On September 1, 1939 German forces, in collaboration with the Russians, marched into Poland and began the nightmare of suffering and pain for its citizens.  I had anticipated a worldwide acknowledgement of this on the 75th anniversary of the event.  But on September 1 of this year, I turned to the New York Times and the Washington Post and was astonished to find no mention about it.  Not one word.   Later, in November, the 25th anniversary of the fall of the Berlin Wall received much better coverage.  Virtually every newspaper and TV station commemorated that historic event signaling the end of communism in Europe and the withdrawal of Soviet troops.  That was fitting.

Between those two dates (9/1/39 – 11/9/89) the utter debasement of the Polish nation took place.  Admittedly, I am passionate and biased about the plight of the Polish people at the hands of its hate-filled neighbors, led by Adolf Hitler and Joseph Stalin.  But in this case, facts astound the imagination.  Let me review that history briefly.

 

The Story of Modern Poland

Poland lost six million of its citizens during the Second World War, roughly half of them Polish Jews and half Polish Catholics.  In marching on Poland, the Nazi troops closed all colleges and universities and imposed iron-fisted rule, allowing not even a semblance of self-rule either locally, regionally or nationally. They sent thousands of young Polish men to work in German factories that supported the war effort and hundreds of young Polish women to serve in German households whose master was at the front.  It was pure slavery.  During that period, the Nazis also annihilated Jewish people throughout Europe in an orgy of profound hatred, a diabolical holocaust, perpetrated chiefly on Polish soil.

The Russians proved no less barbaric in their cruelty.  Stalin ordered 1.6 million Polish men, women and children to be simply removed from their homes in what was then Eastern Poland and transported forcibly to Siberia.  They lost everything.  A remnant of their progeny still survive today in that wasteland.  Stalin also demanded that all Polish military officers be sent to the Katyn Forest where one by one they were each killed with a single bullet to the head.  The world media again remained silent about this intolerable carnage.

Before long, Hitler also turned against the Russians.  Stalin then joined with the Allies in their march to destroy the entire Nazi war machine.  The united allied forces succeeded.  Roosevelt and Churchill then rewarded Stalin for his efforts by giving him complete control over Poland, Czechoslovakia, Hungary, and many other nations in Central Europe at the Yalta conference.  He quickly imposed communism, and the Iron Curtain fell over those hapless peoples.  It would take two more generations before the eventual triumph of the Solidarity Movement in Poland and the fall of the Berlin Wall in Germany.  These actions resulted in the dissolution of the Soviet Empire.

 

My Personal Response

As a young boy, I witnessed my mother’s tears and anguish at the fate of her siblings.  My uncles had lost their lives in the Nazi onslaught — one dragged into the woods with other village leaders and slain while his wife was pregnant and had more small children to care for. Another was captured in the Warsaw underground and taken to Gestapo headquarters and tortured to death, and still another driven out of his mind after serving in the Polish army and dreading the same fate as his brothers.  I shared my mother’s pain.

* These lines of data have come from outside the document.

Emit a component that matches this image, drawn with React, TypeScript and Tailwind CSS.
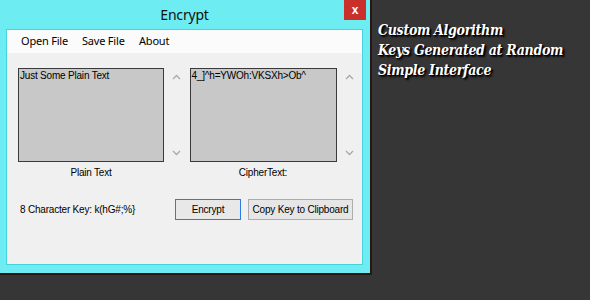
import React from "react";

const ms = { fontFamily: '"Liberation Sans", Arial, sans-serif', letterSpacing: "-0.2px" };
const seg = { fontFamily: '"Noto Sans", "Open Sans", sans-serif', letterSpacing: "-0.2px" };
const slab = { fontFamily: '"DejaVu Serif Condensed", "DejaVu Serif", serif', textShadow: "1px 1px 1px #000, 2px 2px 2px #000" };

function Arrows() {
  return (
    <div className="flex h-[94px] w-[27px] flex-col items-center justify-between py-[6px] text-[#a8a8a8]">
      <svg width="9" height="6" viewBox="0 0 9 6"><path d="M1 5 L4.5 1.5 L8 5" fill="none" stroke="#a8a8a8" strokeWidth="1.3" /></svg>
      <svg width="9" height="6" viewBox="0 0 9 6"><path d="M1 1 L4.5 4.5 L8 1" fill="none" stroke="#a8a8a8" strokeWidth="1.3" /></svg>
    </div>
  );
}

export default function App() {
  return (
    <div className="flex h-[300px] w-[590px] items-start bg-[#363636]">
      <div className="flex flex-col border-r-2 border-b-2 border-[#2a1414]">
        <div className="flex w-[370px] flex-col bg-[#6decf1] px-[6px] pb-[8px]" style={{ paddingRight: 7 }}>
          <div className="relative flex h-[29px] items-center justify-center">
            <span className="text-[14px] text-[#111]" style={seg}>Encrypt</span>
            <div className="absolute right-[-3px] top-0 flex h-[20px] w-[22px] items-center justify-center bg-[#c9302c]">
              <span className="text-[12px] font-bold leading-none text-white" style={ms}>x</span>
            </div>
          </div>
          <div className="flex h-[236px] flex-col border border-[#46d3da] bg-[#f0f0f0]">
            <div className="flex h-[23px] items-center bg-[#fbfbfb] pl-[14px] text-[11px] text-black" style={seg}>
              <span className="w-[61px]">Open File</span>
              <span className="w-[57px]">Save File</span>
              <span>About</span>
            </div>
            <div className="mt-[15px] flex pl-[11px]">
              <div className="flex flex-col items-center">
                <div className="h-[94px] w-[146px] border border-[#3a3a3a] bg-[#c8c8c8] px-[1px] text-[10px] leading-[14px] text-black" style={ms}>
                  Just Some Plain Text
                </div>
                <span className="mt-[3px] text-[10px] text-black" style={ms}>Plain Text</span>
              </div>
              <Arrows />
              <div className="flex flex-col items-center">
                <div className="h-[94px] w-[147px] border border-[#3a3a3a] bg-[#c8c8c8] px-[1px] text-[10px] leading-[14px] text-black" style={ms}>
                  {"4_]^h=YWOh:VKSXh>Ob^"}
                </div>
                <span className="mt-[3px] text-[10px] text-black" style={ms}>CipherText:</span>
              </div>
              <Arrows />
            </div>
            <div className="mt-[19px] flex items-center pl-[13px] text-[10px] text-black" style={ms}>
              <span className="w-[155px] whitespace-nowrap">{"8 Character Key: k(hG#;%}"}</span>
              <div className="flex h-[21px] w-[66px] items-center justify-center border border-[#2b7be0] bg-[#e8e8e8]">Encrypt</div>
              <div className="ml-[7px] flex h-[21px] w-[105px] items-center justify-center whitespace-nowrap border border-[#adadad] bg-[#e6e6e6]">Copy Key to Clipboard</div>
            </div>
          </div>
        </div>
      </div>
      <div className="ml-[6px] mt-[20px] flex flex-col text-[14px] font-bold italic leading-[20px] text-white" style={{ ...slab, letterSpacing: "-0.3px" }}>
        <span>Custom Algorithm</span>
        <span>Keys Generated at Random</span>
        <span>Simple Interface</span>
      </div>
    </div>
  );
}
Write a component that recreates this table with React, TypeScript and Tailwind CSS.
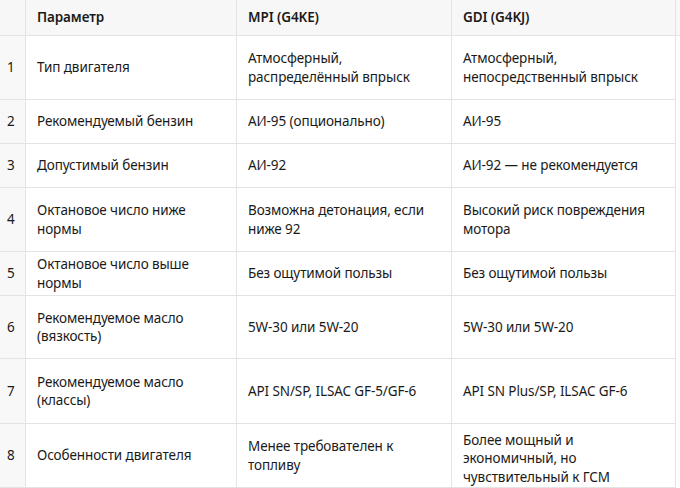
import React from "react";

type Row = { h: string; n: string; p: string[]; a: string[]; b: string[]; bx?: string };

const rows: Row[] = [
  { h: "h-[64px]", n: "1", p: ["Тип двигателя"], a: ["Атмосферный,", "распределённый впрыск"], b: ["Атмосферный,", "непосредственный впрыск"] },
  { h: "h-[44px]", n: "2", p: ["Рекомендуемый бензин"], a: ["АИ-95 (опционально)"], b: ["АИ-95"] },
  { h: "h-[44px]", n: "3", p: ["Допустимый бензин"], a: ["АИ-92"], b: ["АИ-92 — не рекомендуется"] },
  { h: "h-[64px]", n: "4", p: ["Октановое число ниже", "нормы"], a: ["Возможна детонация, если", "ниже 92"], b: ["Высокий риск повреждения", "мотора"] },
  { h: "h-[44px]", n: "5", p: ["Октановое число выше", "нормы"], a: ["Без ощутимой пользы"], b: ["Без ощутимой пользы"] },
  { h: "h-[63px]", n: "6", p: ["Рекомендуемое масло", "(вязкость)"], a: ["5W-30 или 5W-20"], b: ["5W-30 или 5W-20"] },
  { h: "h-[65px]", n: "7", p: ["Рекомендуемое масло", "(классы)"], a: ["API SN/SP, ILSAC GF-5/GF-6"], b: ["API SN Plus/SP, ILSAC GF-6"] },
  { h: "h-[64px]", n: "8", p: ["Особенности двигателя"], a: ["Менее требователен к", "топливу"], b: ["Более мощный и", "экономичный, но", "чувствительный к ГСМ"], bx: "pt-[6px]" },
];

function Lines({ l }: { l: string[] }) {
  return (
    <div className="whitespace-nowrap">
      {l.map((t, i) => (
        <div key={i}>{t}</div>
      ))}
    </div>
  );
}

export default function App() {
  const cell = "flex items-center border-r border-b border-[#e3e3e3] pl-[11px] box-border";
  return (
    <div
      className="w-[680px] h-[488px] overflow-hidden bg-white text-[#1a1a1a] text-[13.5px] tracking-[-0.1px] leading-[18.5px]"
      style={{ fontFamily: '"Noto Sans", "Open Sans", sans-serif' }}
    >
      <div className="grid grid-cols-[26px_211px_215px_224px_4px]">
        <div className={`h-[36px] bg-[#f7f7f7] ${cell}`}></div>
        <div className={`h-[36px] bg-[#f7f7f7] font-semibold ${cell}`}>Параметр</div>
        <div className={`h-[36px] bg-[#f7f7f7] font-semibold ${cell}`}>MPI (G4KE)</div>
        <div className={`h-[36px] bg-[#f7f7f7] font-semibold ${cell}`}>GDI (G4KJ)</div>
        <div className="h-[36px] bg-[#f7f7f7] border-b border-[#e3e3e3]"></div>
        {rows.map((r) => (
          <React.Fragment key={r.n}>
            <div className={`${r.h} bg-[#f8f8f8] flex items-center border-r border-b border-[#e3e3e3] pl-[7px]`}>{r.n}</div>
            <div className={`${r.h} ${cell}`}>
              <Lines l={r.p} />
            </div>
            <div className={`${r.h} ${cell}`}>
              <Lines l={r.a} />
            </div>
            <div className={`${r.h} ${cell} ${r.bx ?? ""}`}>
              <Lines l={r.b} />
            </div>
            <div className={`${r.h}`}></div>
          </React.Fragment>
        ))}
      </div>
    </div>
  );
}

When the Iron Curtain finally fell 50 fifty years later, I rejoiced and yearned to assist in the liberation of the Polish people.  An opportunity soon came to do just that.   In 1992 I accepted an invitation to spend a year on the staff of the Higher School of Business (Wyzsza Szkola Biznesu) in Nowy Sacz, Poland.  At the time, I was serving as education director for the American Bankers Association in Washington, D.C.

Assisting in a nation’s transition from a communist economy to a capitalistic economy proved a tempting and difficult proposition.  The book had not yet been written on how to accomplish that feat.  It had never been done before.  In collaboration with universities in Europe and the US, cities across Poland quickly established dozens of business schools.  The prospect of working in one of them to facilitate the development of entrepreneurial skills in eager and capable young people tempted me very much.  I could not say no.

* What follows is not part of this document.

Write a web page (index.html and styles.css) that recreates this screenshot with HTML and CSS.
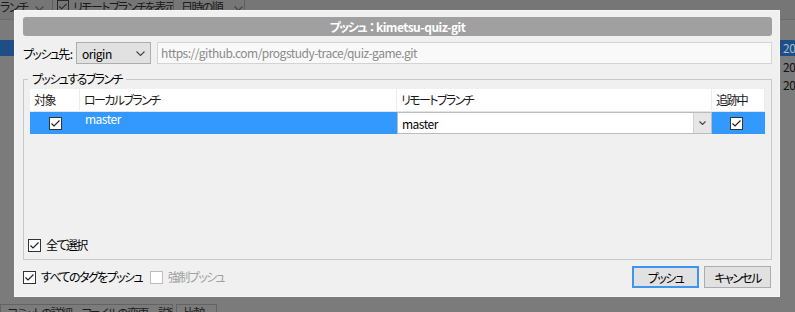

So for a year I held the title of Dean of the Higher School of Business in Nowy Sacz, not far from the beautiful mountains and famed ski region of Zakopane.  It was too short a time to accomplish much.  And yet, by the end of that year the school was ranked as the top business school in the country through a process of rankings similar to that implemented by US News and World Report.

I bring one other perspective to this narrative.  I am an ordained Catholic priest who requested and received a dispensation to marry in the Catholic Church.  Married in Holy Trinity, the Jesuit parish in Georgetown, I remained active as a layman there for 33 years. As a lifelong practicing Catholic, I am very much aware and proud of the deep faith that inspired the Polish people through generations of suffering, torture and death.  Many have identified with the suffering of Christ, so familiar in the Catholic tradition that echoed in the midst of unprecedented pain and deprivation.  That image always stays ingrained in my consciousness.

 

Independence

I am now very happy to see the progress made in Poland during the last quarter century.  David Brooks in a recent article in the New York Times (“The Legacy of Fear,” Nov. 10, 2014) listed Poland among the few post-communist nations that have emerged as successful capitalists.  He observed cogently:

“A nation’s economy is nestled in its moral ecology.  Economic performance is tied to history, culture and psychology.  Poland, for example, had been invaded throughout its history, yielding a pragmatic survivor ethos.  The Poles had a keen desire to initiate reforms on their own.  Poles also had a clear sense of justice and injustice, since they had seen the Russians do things the wrong way on their own territory.  They placed a high value on education and social mobility.”

David Brooks captured the essence of the Polish experience.  He convinces me that the Polish eagle will soar again to new heights.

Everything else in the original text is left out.